Under the circumstances, it appears only that at most plaintiff did not at the time it executed the release know or recognize that what had occurred gave it a valid claim in law for breach of contract, and that the first time it realized this was some 5 years later when it was appraised of this court’s decision in the Brake case. However, unilateral ignorance of one’s legal rights where “all the facts bearing on the existence of the injury were known” does not suffice to relieve one of the consequences of having released the claim. Shepherd v. United States, supra, at p. 742. Much as one dislikes depriving any petitioner of the opportunity to prove the existence of a valid claim, to hold otherwise in a case such as this would go far toward destroying that certainty in business affairs which releases were designed to provide.
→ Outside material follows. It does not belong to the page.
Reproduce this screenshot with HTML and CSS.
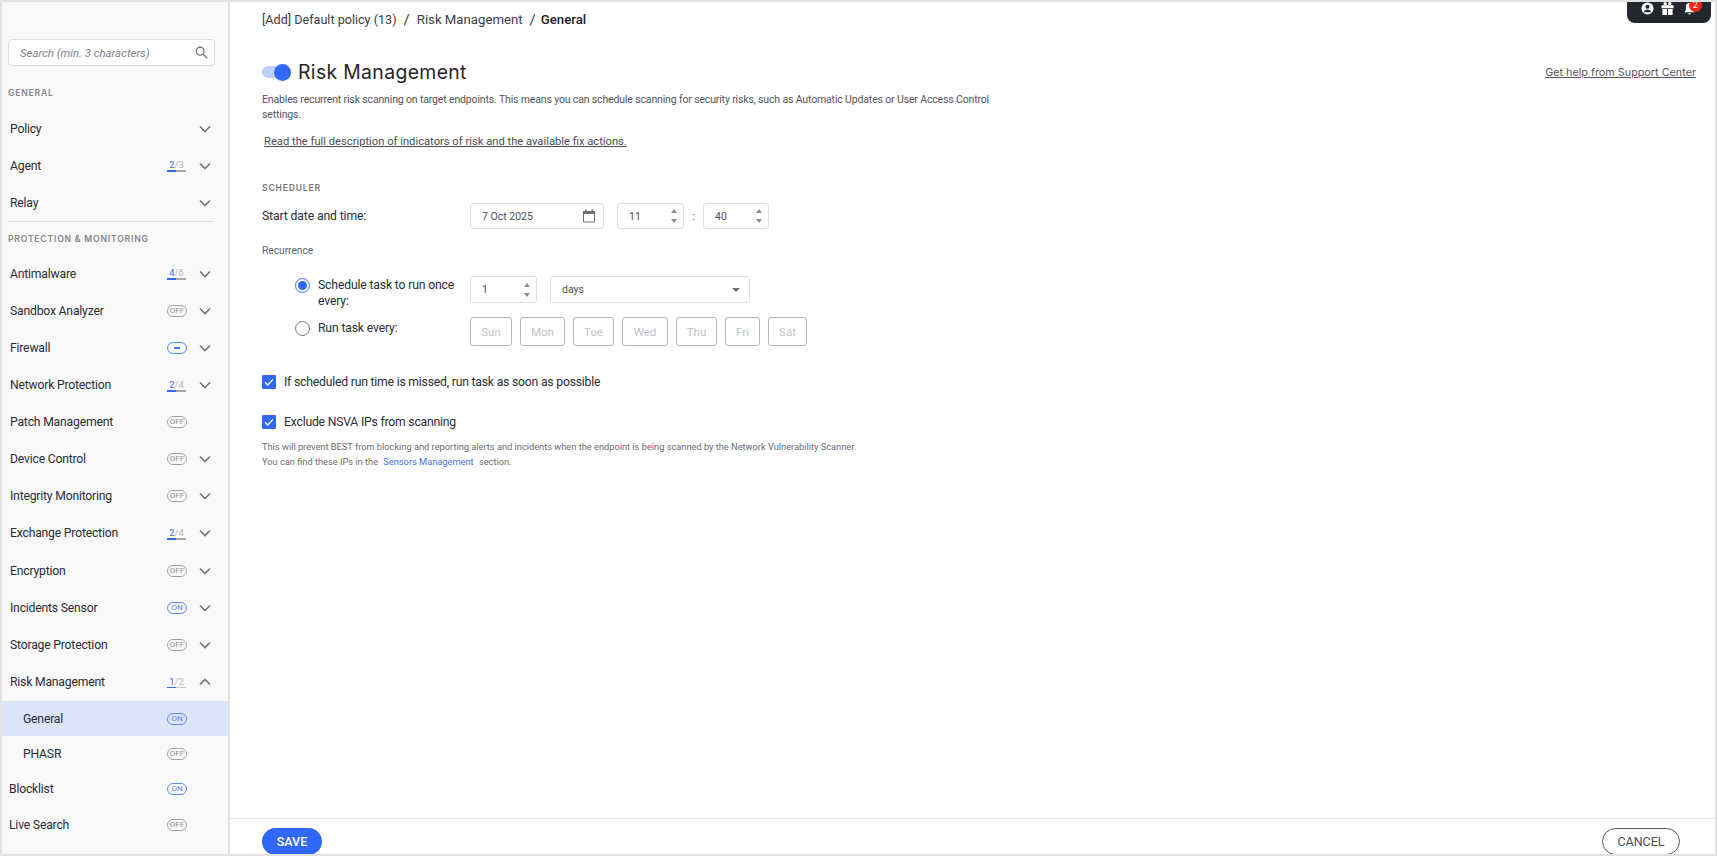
FILE: index.html
```html
<!DOCTYPE html>
<html lang="en">
<head>
<meta charset="utf-8">
<title>Risk Management</title>
<link rel="stylesheet" href="styles.css">
</head>
<body>
<div class="frame">
  <aside class="sidebar">
    <div class="search"><span class="search-text">Search (min. 3 characters)</span>
      <svg class="search-icon" viewBox="0 0 14 14"><circle cx="5.6" cy="5.6" r="4.2"/><path d="M8.8 8.8L13 13"/></svg>
    </div>
    <div class="group-title first">GENERAL</div>
    <div class="row"><span class="label">Policy</span><svg class="chev" viewBox="0 0 12 8"><path d="M1 1.5l5 5 5-5"/></svg></div>
    <div class="row"><span class="label">Agent</span><span class="prog"><span class="nums"><b>2</b>/3</span><span class="track"><i class="w67"></i></span></span><svg class="chev" viewBox="0 0 12 8"><path d="M1 1.5l5 5 5-5"/></svg></div>
    <div class="row"><span class="label">Relay</span><svg class="chev" viewBox="0 0 12 8"><path d="M1 1.5l5 5 5-5"/></svg></div>
    <div class="divider"></div>
    <div class="group-title">PROTECTION &amp; MONITORING</div>
    <div class="row gap"><span class="label">Antimalware</span><span class="prog"><span class="nums"><b>4</b>/6</span><span class="track"><i class="w67"></i></span></span><svg class="chev" viewBox="0 0 12 8"><path d="M1 1.5l5 5 5-5"/></svg></div>
    <div class="row"><span class="label">Sandbox Analyzer</span><span class="pill">OFF</span><svg class="chev" viewBox="0 0 12 8"><path d="M1 1.5l5 5 5-5"/></svg></div>
    <div class="row"><span class="label">Firewall</span><span class="pill on dash"><i></i></span><svg class="chev" viewBox="0 0 12 8"><path d="M1 1.5l5 5 5-5"/></svg></div>
    <div class="row"><span class="label">Network Protection</span><span class="prog"><span class="nums"><b>2</b>/4</span><span class="track"><i class="w50"></i></span></span><svg class="chev" viewBox="0 0 12 8"><path d="M1 1.5l5 5 5-5"/></svg></div>
    <div class="row"><span class="label">Patch Management</span><span class="pill">OFF</span></div>
    <div class="row"><span class="label">Device Control</span><span class="pill">OFF</span><svg class="chev" viewBox="0 0 12 8"><path d="M1 1.5l5 5 5-5"/></svg></div>
    <div class="row"><span class="label">Integrity Monitoring</span><span class="pill">OFF</span><svg class="chev" viewBox="0 0 12 8"><path d="M1 1.5l5 5 5-5"/></svg></div>
    <div class="row"><span class="label">Exchange Protection</span><span class="prog"><span class="nums"><b>2</b>/4</span><span class="track"><i class="w50"></i></span></span><svg class="chev" viewBox="0 0 12 8"><path d="M1 1.5l5 5 5-5"/></svg></div>
    <div class="row"><span class="label">Encryption</span><span class="pill">OFF</span><svg class="chev" viewBox="0 0 12 8"><path d="M1 1.5l5 5 5-5"/></svg></div>
    <div class="row"><span class="label">Incidents Sensor</span><span class="pill on">ON</span><svg class="chev" viewBox="0 0 12 8"><path d="M1 1.5l5 5 5-5"/></svg></div>
    <div class="row"><span class="label">Storage Protection</span><span class="pill">OFF</span><svg class="chev" viewBox="0 0 12 8"><path d="M1 1.5l5 5 5-5"/></svg></div>
    <div class="row"><span class="label">Risk Management</span><span class="prog"><span class="nums"><b>1</b>/2</span><span class="track thin"><i class="w50"></i></span></span><svg class="chev" viewBox="0 0 12 8"><path d="M1 6.5l5-5 5 5"/></svg></div>
    <div class="row sub active"><span class="label">General</span><span class="pill on">ON</span></div>
    <div class="row sub"><span class="label">PHASR</span><span class="pill">OFF</span></div>
    <div class="row short"><span class="label">Blocklist</span><span class="pill on">ON</span></div>
    <div class="row short"><span class="label">Live Search</span><span class="pill">OFF</span></div>
  </aside>

  <main class="main">
    <div class="content">
      <nav class="crumbs"><span class="crumb-root">[Add] Default policy (13)</span><span class="sep">/</span><span>Risk Management</span><span class="sep">/</span><span class="current">General</span></nav>

      <div class="title-row">
        <span class="toggle"><span class="knob"></span></span>
        <h1>Risk Management</h1>
        <a class="help">Get help from Support Center</a>
      </div>
      <p class="desc">Enables recurrent risk scanning on target endpoints. This means you can schedule scanning for security risks, such as Automatic Updates or User Access Control settings.</p>
      <a class="read">Read the full description of indicators of risk and the available fix actions.</a>

      <h2 class="section">SCHEDULER</h2>
      <div class="start-row">
        <span class="start-label">Start date and time:</span>
        <div class="field date"><span>7 Oct 2025</span>
          <svg class="cal" viewBox="0 0 14 14"><path d="M1.5 2.5h11v10.500h-11z"/><path class="fill" d="M1 2h12v3H1zM3 .5h1.600V2H3zM9.400.5H11V2H9.400z"/></svg>
        </div>
        <div class="field num hour"><span>11</span><span class="spin"><i class="up"></i><i class="down"></i></span></div>
        <span class="colon">:</span>
        <div class="field num minute"><span>40</span><span class="spin"><i class="up"></i><i class="down"></i></span></div>
      </div>
      <div class="recurrence">Recurrence</div>

      <div class="rec-row once">
        <span class="radio checked"></span>
        <span class="rec-label">Schedule task to run once every:</span>
        <div class="field num every"><span>1</span><span class="spin"><i class="up"></i><i class="down"></i></span></div>
        <div class="field select"><span>days</span><i class="caret"></i></div>
      </div>
      <div class="rec-row task">
        <span class="radio"></span>
        <span class="rec-label">Run task every:</span>
        <div class="days">
          <span class="day d42">Sun</span><span class="day d45">Mon</span><span class="day d41">Tue</span><span class="day d46">Wed</span><span class="day d41">Thu</span><span class="day d35">Fri</span><span class="day d39">Sat</span>
        </div>
      </div>

      <label class="check first-check"><span class="box"><svg viewBox="0 0 14 14"><path d="M3 7.200l2.800 2.800L11 4.400"/></svg></span>If scheduled run time is missed, run task as soon as possible</label>
      <label class="check second-check"><span class="box"><svg viewBox="0 0 14 14"><path d="M3 7.200l2.800 2.800L11 4.400"/></svg></span>Exclude NSVA IPs from scanning</label>
      <p class="note">This will prevent BEST from blocking and reporting alerts and incidents when the endpoint is being scanned by the Network Vulnerability Scanner.<br>You can find these IPs in the <a class="inline-link">Sensors Management</a> section.</p>
    </div>
    <footer class="footer">
      <button class="btn save">SAVE</button>
      <button class="btn cancel">CANCEL</button>
    </footer>
  </main>

  <div class="topbar">
    <svg class="tb-icon" viewBox="0 0 14 14"><circle cx="7" cy="7" r="6.500" fill="#fff"/><circle cx="7" cy="5.200" r="2.200" fill="#22262e"/><path d="M3 11c.6-2.200 2.200-3 4-3s3.400.8 4 3z" fill="#22262e"/></svg>
    <svg class="tb-icon" viewBox="0 0 14 14"><path fill="#fff" d="M.5 3.500h13v3.300H.5zM1.500 7.600h5V14h-5zM7.500 7.600h5V14h-5z"/><circle cx="4.500" cy="1.800" r="1.800" fill="#fff"/><circle cx="9.500" cy="1.800" r="1.800" fill="#fff"/></svg>
    <span class="bell">
      <svg class="tb-icon" viewBox="0 0 14 14"><path fill="#fff" d="M7 1a4 4 0 0 0-4 4v4l-1.500 2h11L11 9V5a4 4 0 0 0-4-4zM5.500 12h3a1.500 1.500 0 0 1-3 0z"/></svg>
      <span class="badge">2</span>
    </span>
  </div>
</div>
</body>
</html>
```

FILE: styles.css
```css
* { box-sizing: border-box; }
html, body { margin: 0; height: 100%; }
body { background: #fff; font-family: Roboto, "Noto Sans", "Liberation Sans", sans-serif; color: #2a2d36; overflow: hidden; }

.frame { position: relative; display: flex; width: 1717px; height: 856px; border: 2px solid #e2e2e2; overflow: hidden; }

/* Sidebar */
.sidebar { width: 228px; flex: none; background: #f9f9f9; border-right: 2px solid #e2e2e2; padding-top: 37px; font-size: 12.200px; }
.search { position: relative; height: 27px; width: 207px; margin-left: 6px; background: #fff; border: 1px solid #dedede; border-radius: 4px; padding: 0 11px; display: flex; align-items: center; justify-content: space-between; }
.search-text { font-size: 11.400px; font-style: italic; color: #80828a; }
.search-icon { width: 13px; height: 13px; margin-right: -5px; fill: none; stroke: #73757c; stroke-width: 1.500; }
.group-title { margin: 0 0 0 6px; font-family: Inter, "Liberation Sans", sans-serif; font-size: 8.600px; font-weight: 600; letter-spacing: .8px; color: #84868c; line-height: 12px; white-space: nowrap; }
.group-title.first { margin-top: 21px; margin-bottom: 11px; }
.divider { width: 206px; margin: 0 0 11px 6px; border-top: 1px solid #dcdcdc; }
.row { display: flex; align-items: center; height: 37.100px; padding-left: 8px; position: relative; }
.row.gap { margin-top: 10px; }
.label { flex: 1; color: #2a2d36; white-space: nowrap; letter-spacing: -.2px; }
.chev { position: absolute; left: 197px; width: 12px; height: 8px; fill: none; stroke: #72747a; stroke-width: 1.600; }
.prog { position: absolute; left: 165px; width: 19px; display: flex; flex-direction: column; align-items: center; }
.nums { font-size: 9.500px; line-height: 11px; color: #b5b7bc; }
.nums b { font-weight: 400; color: #3f6cf5; }
.track { display: block; width: 19px; height: 2px; background: #a8a8a8; }
.track.thin { height: 1px; background: #c9c9c9; }
.track.thin i { height: 1px; }
.track i { display: block; height: 2px; background: #3268fa; }
.w67 { width: 9px; }
.w50 { width: 9px; }
.pill { position: absolute; left: 165px; width: 20px; height: 12px; border: 1px solid #a0a2a7; border-radius: 6px; font-size: 8px; line-height: 10px; text-align: center; color: #8d8f95; }
.pill.on { border-color: #5f88f8; color: #5e83e8; }
.pill.dash { display: flex; align-items: center; justify-content: center; }
.pill.dash i { display: block; width: 6px; height: 2px; background: #4a78f7; }
.row.sub { height: 35px; padding-left: 21px; }
.row.sub.active { background: #dbe4f8; margin-top: 1px; }
.row.short { height: 35.500px; padding-left: 7px; }

/* Main */
.main { flex: 1; min-width: 0; display: flex; flex-direction: column; }
.content { flex: 1; padding: 8px 19px 0 32px; position: relative; }
.crumbs { display: flex; align-items: center; font-size: 13.200px; line-height: 20px; color: #3b3d45; }
.crumbs .crumb-root { font-size: 12.600px; }
.crumbs .sep { margin: 0 7px; font-size: 15px; }
.crumbs .current { color: #1d1f26; font-weight: 500; margin-left: -2px; }

.title-row { display: flex; align-items: center; height: 26px; margin-top: 29px; }
.toggle { position: relative; width: 29px; height: 12px; border-radius: 6px; background: #c0cffb; flex: none; }
.knob { position: absolute; right: 0; top: -2.500px; width: 17px; height: 17px; border-radius: 50%; background: #3268fa; }
h1 { margin: 0 0 0 7px; font-size: 19.400px; font-weight: 400; font-family: Inter, "Liberation Sans", sans-serif; letter-spacing: .35px; color: #23252c; flex: 1; }
.help { font-size: 10.800px; color: #55575e; text-decoration: underline; font-family: Inter, sans-serif; }

.desc { width: 730px; margin: 7px 0 0; font-size: 10.500px; line-height: 15px; letter-spacing: -.15px; color: #53555c; }
.read { display: block; margin: 12px 0 0 2px; font-size: 11.200px; line-height: 16px; color: #4a4c53; text-decoration: underline; }

.section { margin: 32px 0 0; font-family: Inter, "Liberation Sans", sans-serif; font-size: 8.600px; line-height: 12px; font-weight: 600; letter-spacing: .8px; color: #74767c; }

.field { height: 26px; background: #fff; border: 1px solid #dedede; border-radius: 3px; display: flex; align-items: center; justify-content: space-between; font-size: 10.500px; color: #4c4e55; padding: 0 11px; flex: none; }
.start-row { display: flex; align-items: center; margin-top: 9px; }
.start-label { width: 208px; font-size: 12.200px; letter-spacing: -.12px; color: #2a2d36; }
.date { width: 134px; padding-right: 7px; }
.cal { width: 14px; height: 14px; fill: none; stroke: #6f7177; stroke-width: 1; }
.cal .fill { fill: #6f7177; stroke: none; }
.hour { width: 67px; margin-left: 13px; padding-right: 6px; }
.colon { width: 19px; text-align: center; font-size: 11px; color: #55575e; }
.minute { width: 66px; padding-right: 6px; }
.spin { display: flex; flex-direction: column; gap: 6px; }
.spin i { display: block; width: 0; height: 0; border-left: 3.500px solid transparent; border-right: 3.500px solid transparent; }
.spin .up { border-bottom: 4px solid #8a8c92; }
.spin .down { border-top: 4px solid #8a8c92; }
.recurrence { margin-top: 15px; font-size: 10.200px; line-height: 14px; color: #5d5f66; }

.rec-row { display: flex; align-items: flex-start; margin-left: 33px; }
.rec-row.once { margin-top: 19px; }
.rec-row.task { margin-top: 11px; }
.radio { width: 15px; height: 15px; border: 1px solid #77797f; border-radius: 50%; background: #fff; flex: none; position: relative; top: 1px; }
.radio.checked { border-color: #3f6cf5; }
.radio.checked::after { content: ""; display: block; width: 9px; height: 9px; margin: 2px; border-radius: 50%; background: #3268fa; }
.rec-label { width: 152px; margin-left: 8px; font-size: 12.200px; line-height: 16px; letter-spacing: -.15px; color: #2a2d36; flex: none; }
.every { width: 67px; height: 27px; padding-right: 6px; margin-top: -1px; }
.select { width: 200px; height: 27px; margin-left: 13px; padding-right: 9px; margin-top: -1px; }
.caret { width: 0; height: 0; border-left: 4px solid transparent; border-right: 4px solid transparent; border-top: 4px solid #6a6c72; }
.days { display: flex; gap: 8px; margin-top: -3px; }
.day { height: 29px; border: 1px solid #b5b5b5; border-radius: 3px; background: #fff; font-size: 11.500px; color: #c0c2c6; display: flex; align-items: center; justify-content: center; }
.d42 { width: 42px; } .d45 { width: 45px; } .d41 { width: 41px; } .d46 { width: 46px; } .d35 { width: 35px; } .d39 { width: 39px; }

.check { display: flex; align-items: center; font-size: 12.200px; line-height: 16px; letter-spacing: -.2px; color: #2a2d36; }
.first-check { margin-top: 28px; }
.second-check { margin-top: 24px; }
.box { width: 14px; height: 14px; background: #3268fa; border-radius: 1px; margin-right: 8px; flex: none; }
.box svg { display: block; width: 14px; height: 14px; fill: none; stroke: #fff; stroke-width: 1.300; }
.note { margin: 10px 0 0; font-size: 9.260px; line-height: 14.500px; color: #6b6d73; }
.inline-link { color: #4a6ff0; margin: 0 3px; }

.footer { height: 36px; flex: none; border-top: 1px solid #e2e2e2; padding: 9px 35px 0 32px; display: flex; justify-content: space-between; }
.btn { height: 27px; border-radius: 14px; font-family: inherit; font-size: 12.500px; padding: 0; }
.save { width: 60px; background: #3268fa; color: #fff; border: 0; font-weight: 500; }
.cancel { width: 78px; background: #fff; color: #4a4c53; border: 1px solid #55575e; }

/* Dark panel hanging from the top edge */
.topbar { position: absolute; right: 4px; top: 0; width: 84px; height: 21px; background: #22262e; border-radius: 0 0 8px 8px; display: flex; align-items: flex-start; gap: 7px; padding-left: 14px; }
.tb-icon { display: block; width: 13px; height: 13px; }
.bell { position: relative; display: block; margin-left: 2px; }
.badge { position: absolute; left: 6px; top: -3px; width: 13px; height: 13px; border-radius: 50%; background: #f0261c; color: #fff; font-size: 8.500px; line-height: 13px; text-align: center; }
```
Accordingly, even assuming for the purposes of this motion, as plaintiff contends in its brief, that plaintiff was one of the other contractors on the same project that was involved in the Drake case, and that all the facts in the Brake case are equally applicable to plaintiff, the result would be the same. For there is nevertheless one important distinction — plaintiff executed a full release, whereas the Drake Company did not. 
      
       In the Brahe case the court noted (p. 434) that IX prime contractors were working on the Klamath Falls Air Force Base project. However, plaintiff is not mentioned in the court’s findings as being one of these contractors.
     
      
       The Brake decision was handed down on May 3, 1961. Plaintiff’s petition was filed on August 30, 1961.